Gosling has now been given a 90-day suspended prison sentence at Nottingham Magistrates' Court after pleading guilty to wasting police time. The judge in passing sentence has branded him as ‘a sheer liar and fantasist’ guilty of ‘creating and maintaining this cruel fabrication’.

It was very clear at the time the story broke that the BBC intended it to have maximum impact. The Care Not Killing Alliance (CNK) started getting media calls hours before the programme was originally broadcast regarding a ‘new euthanasia story’ involving a ‘prominent BBC employee’ but we were not allowed to know any of the details. Meanwhile every regional and national BBC news outlet was lining up interviews for the ensuing 24 hours.

We now learn that Gosling had made his original confession to BBC colleagues four months earlier over a ‘beery lunch’. And the programme itself was filmed some months before it was shown and eventually screened just one week before the Director of Public Prosecutions published his prosecution policy for cases of assisted suicide. Why did the BBC not inform the police during this time or more carefully investigate what was effectively a confession of murder? How many BBC employees actually knew about it? Was this actually a cynical attempt to influence public and judicial opinion at a critical point in time?

In the days that followed the screening, as well as giving a spate of national and regional broadcasts in the UK (including Five Live and BBC breakfast), I was interviewed by a host of international outlets covering the story – including Italian and Spanish newspaper journalists, Russian, Bolivian, Brazilian and Indian television and the BBC world service. The international interest was huge.

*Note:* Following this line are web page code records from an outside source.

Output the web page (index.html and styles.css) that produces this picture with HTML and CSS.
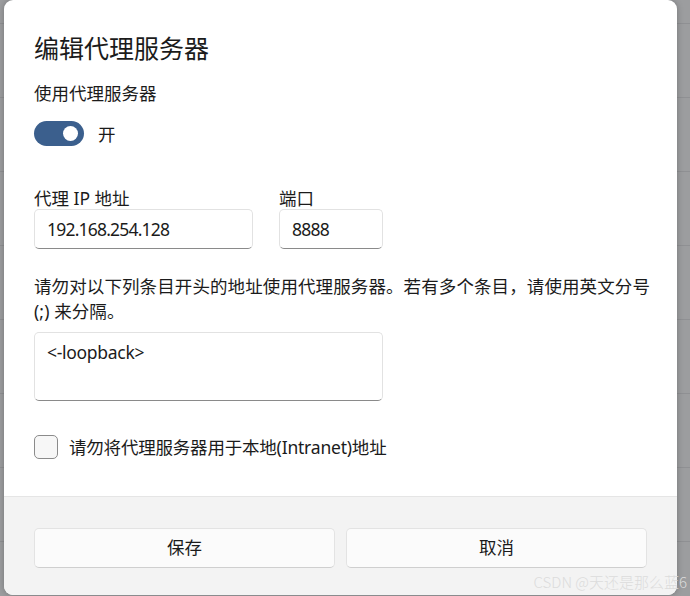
FILE: index.html
```html
<!DOCTYPE html>
<html lang="zh-CN">
<head>
    <meta charset="UTF-8">
    <meta name="viewport" content="width=device-width, initial-scale=1.0">
    <title>编辑代理服务器</title>
    <link rel="stylesheet" href="styles.css">
</head>
<body>
    <div class="backdrop">
        <div class="dialog">
            <div class="dialog-body">
                <h1>编辑代理服务器</h1>
                <div class="label">使用代理服务器</div>
                <div class="toggle-row">
                    <span class="toggle"><span class="knob"></span></span>
                    <span class="toggle-text">开</span>
                </div>
                <div class="fields">
                    <div class="field">
                        <div class="label">代理 IP 地址</div>
                        <div class="input ip">192.168.254.128</div>
                    </div>
                    <div class="field">
                        <div class="label">端口</div>
                        <div class="input port">8888</div>
                    </div>
                </div>
                <p class="desc">请勿对以下列条目开头的地址使用代理服务器。若有多个条目，请使用英文分号 (;) 来分隔。</p>
                <div class="input textarea">&lt;-loopback&gt;</div>
                <div class="check-row">
                    <span class="checkbox"></span>
                    <span>请勿将代理服务器用于本地(Intranet)地址</span>
                </div>
            </div>
            <div class="dialog-footer">
                <button class="btn">保存</button>
                <button class="btn">取消</button>
            </div>
        </div>
        <div class="watermark">CSDN @天还是那么蓝6</div>
    </div>
</body>
</html>
```
FILE: styles.css
```css
body {
    margin: 0;
    padding: 0;
    font-family: "Noto Sans", "Noto Sans CJK SC", sans-serif;
    color: #1b1b1b;
}
.backdrop {
    position: relative;
    width: 690px;
    height: 596px;
    overflow: hidden;
    background-color: #9c9d9f;
    background-image: linear-gradient(#8f9093 1px, transparent 1px);
    background-size: 100% 74px;
    background-position: 0 23px;
}
.dialog {
    margin-left: 4px;
    width: 673px;
    height: 595px;
    background: #fff;
    border-radius: 9px;
    overflow: hidden;
    display: flex;
    flex-direction: column;
    box-shadow: 0 0 6px rgba(0, 0, 0, 0.25);
}
.dialog-body {
    flex: 1;
    padding: 31px 30px 0 30px;
}
h1 {
    margin: 0;
    font-size: 25px;
    font-weight: 400;
    line-height: 34px;
}
.label {
    font-size: 17.5px;
    line-height: 24px;
}
h1 + .label {
    margin-top: 16px;
}
.toggle-row {
    display: flex;
    align-items: center;
    gap: 14px;
    margin-top: 16px;
    font-size: 17.5px;
}
.toggle {
    width: 50px;
    height: 25px;
    border-radius: 13px;
    background: #3b5f8d;
    display: flex;
    align-items: center;
    justify-content: flex-end;
    padding-right: 6px;
    box-sizing: border-box;
}
.knob {
    width: 15px;
    height: 15px;
    border-radius: 50%;
    background: #fff;
}
.fields {
    display: flex;
    gap: 26px;
    margin-top: 41px;
}
.field .label {
    line-height: 22px;
}
.input {
    box-sizing: border-box;
    height: 40px;
    border: 1px solid #e2e2e2;
    border-bottom: 1px solid #8a8a8a;
    border-radius: 5px;
    padding: 0 12px;
    font-size: 17.5px;
    letter-spacing: -0.8px;
    line-height: 38px;
    background: #fff;
}
.ip {
    width: 219px;
}
.port {
    width: 104px;
}
.desc {
    margin: 25px -15px 0 0;
    font-size: 17.5px;
    letter-spacing: 0.1px;
    line-height: 25px;
}
.textarea {
    margin-top: 8px;
    width: 349px;
    height: 69px;
    line-height: 38px;
    letter-spacing: -0.3px;
}
.check-row {
    display: flex;
    align-items: center;
    gap: 11px;
    margin-top: 33px;
    font-size: 17.5px;
    letter-spacing: -0.2px;
}
.checkbox {
    width: 22px;
    height: 22px;
    border: 1px solid #8b8b8b;
    border-radius: 5px;
    background: #f7f7f7;
}
.dialog-footer {
    height: 99px;
    border-top: 1px solid #e5e5e5;
    background: #f3f3f3;
    display: flex;
    gap: 11px;
    padding: 31px 30px 0 30px;
    box-sizing: border-box;
}
.btn {
    flex: 1;
    height: 40px;
    padding: 0 0 3px 0;
    border: 1px solid #e3e3e3;
    border-bottom-color: #cfcfcf;
    border-radius: 5px;
    background: #fbfbfb;
    font-family: "Noto Sans", "Noto Sans CJK SC", sans-serif;
    font-size: 17.5px;
    color: #1b1b1b;
}
.watermark {
    position: absolute;
    right: 3px;
    bottom: 4px;
    font-family: "Noto Sans CJK SC", sans-serif;
    font-size: 15px;
    font-weight: 300;
    color: #dcdcdc;
}
```
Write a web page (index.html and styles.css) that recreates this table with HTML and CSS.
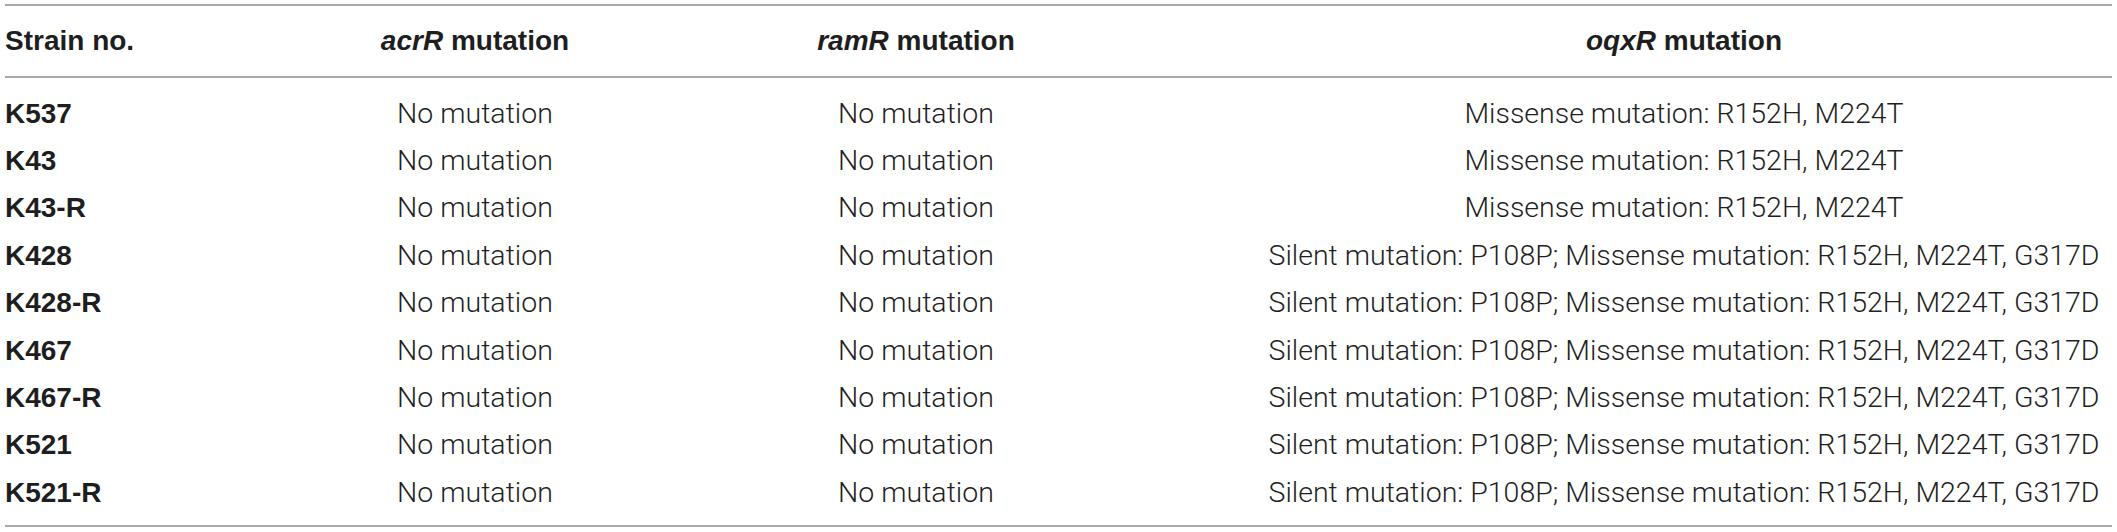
FILE: index.html
```html
<!DOCTYPE html>
<html lang="en">
<head>
<meta charset="utf-8">
<title>Mutations</title>
<link rel="stylesheet" href="styles.css">
</head>
<body>
<div class="table">
  <div class="row head">
    <div class="cell first">Strain no.</div>
    <div class="cell"><i>acrR</i> mutation</div>
    <div class="cell"><i>ramR</i> mutation</div>
    <div class="cell"><i>oqxR</i> mutation</div>
  </div>
  <div class="body">
    <div class="row"><div class="cell first">K537</div><div class="cell">No mutation</div><div class="cell">No mutation</div><div class="cell">Missense mutation: R152H, M224T</div></div>
    <div class="row"><div class="cell first">K43</div><div class="cell">No mutation</div><div class="cell">No mutation</div><div class="cell">Missense mutation: R152H, M224T</div></div>
    <div class="row"><div class="cell first">K43-R</div><div class="cell">No mutation</div><div class="cell">No mutation</div><div class="cell">Missense mutation: R152H, M224T</div></div>
    <div class="row"><div class="cell first">K428</div><div class="cell">No mutation</div><div class="cell">No mutation</div><div class="cell">Silent mutation: P108P; Missense mutation: R152H, M224T, G317D</div></div>
    <div class="row"><div class="cell first">K428-R</div><div class="cell">No mutation</div><div class="cell">No mutation</div><div class="cell">Silent mutation: P108P; Missense mutation: R152H, M224T, G317D</div></div>
    <div class="row"><div class="cell first">K467</div><div class="cell">No mutation</div><div class="cell">No mutation</div><div class="cell">Silent mutation: P108P; Missense mutation: R152H, M224T, G317D</div></div>
    <div class="row"><div class="cell first">K467-R</div><div class="cell">No mutation</div><div class="cell">No mutation</div><div class="cell">Silent mutation: P108P; Missense mutation: R152H, M224T, G317D</div></div>
    <div class="row"><div class="cell first">K521</div><div class="cell">No mutation</div><div class="cell">No mutation</div><div class="cell">Silent mutation: P108P; Missense mutation: R152H, M224T, G317D</div></div>
    <div class="row"><div class="cell first">K521-R</div><div class="cell">No mutation</div><div class="cell">No mutation</div><div class="cell">Silent mutation: P108P; Missense mutation: R152H, M224T, G317D</div></div>
  </div>
</div>
</body>
</html>
```

FILE: styles.css
```css
html, body {
  margin: 0;
  padding: 0;
  background: #ffffff;
}

body {
  font-family: "Liberation Sans", Arial, sans-serif;
  font-size: 28px;
  color: #2b2b2b;
}

.table {
  margin: 4px 0 0 5px;
  width: 2107px;
  border-top: 2px solid #a9a9a9;
  border-bottom: 2px solid #a9a9a9;
}

.row {
  display: grid;
  grid-template-columns: 369px 202px 680px 856px;
}

.cell {
  text-align: center;
  white-space: nowrap;
}

.body .cell {
  font-family: Roboto, "Liberation Sans", sans-serif;
  font-weight: 300;
  font-size: 28.5px;
  color: #1f1f1f;
}

.cell.first,
.body .cell.first {
  text-align: left;
  font-family: "Liberation Sans", Arial, sans-serif;
  font-size: 28px;
  font-weight: bold;
  color: #1e1e1e;
}

.head {
  height: 70px;
  line-height: 70px;
  border-bottom: 2px solid #a9a9a9;
  font-weight: bold;
  color: #1e1e1e;
}

.head i {
  font-style: italic;
}

.body {
  padding: 11.6px 0 9px;
}

.body .row {
  height: 47.4px;
  line-height: 47.4px;
}
```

The very same week, both the Daily Mail and Daily Telegraph carried the story of Lord Carlile, CNK Chairman, writing to the BBC Director General to allege media bias and to accuse the corporation of adopting an ‘incredibly zealous’ ‘campaigning stance’ on assisted suicide.

The whole Gosling saga raises serious questions about both governance and ethics at the BBC.

I do hope that the BBC board will be carrying out a careful investigation to see whether its guidelines relating to fair and impartial broadcasting have been breached in this matter. Furthermore, I trust also that the corporation will take more care in future to check its facts and be more transparent with the police rather than being a party to the sensational proliferation of partisan propaganda or, in this case, downright lies.

2 comments:

  1. Excellent comment, Peter. It's long seemed to me that the BBC's bias on euthanasia-related stories consists not so much in the balance of comment but in the imbalance of the actual stories they run. How often do they run stories about those who choose not to commit suicide or ask for help to do it? There are plenty of them out there as George Pitcher's 'A Time to Live' shows. There's immense power in story.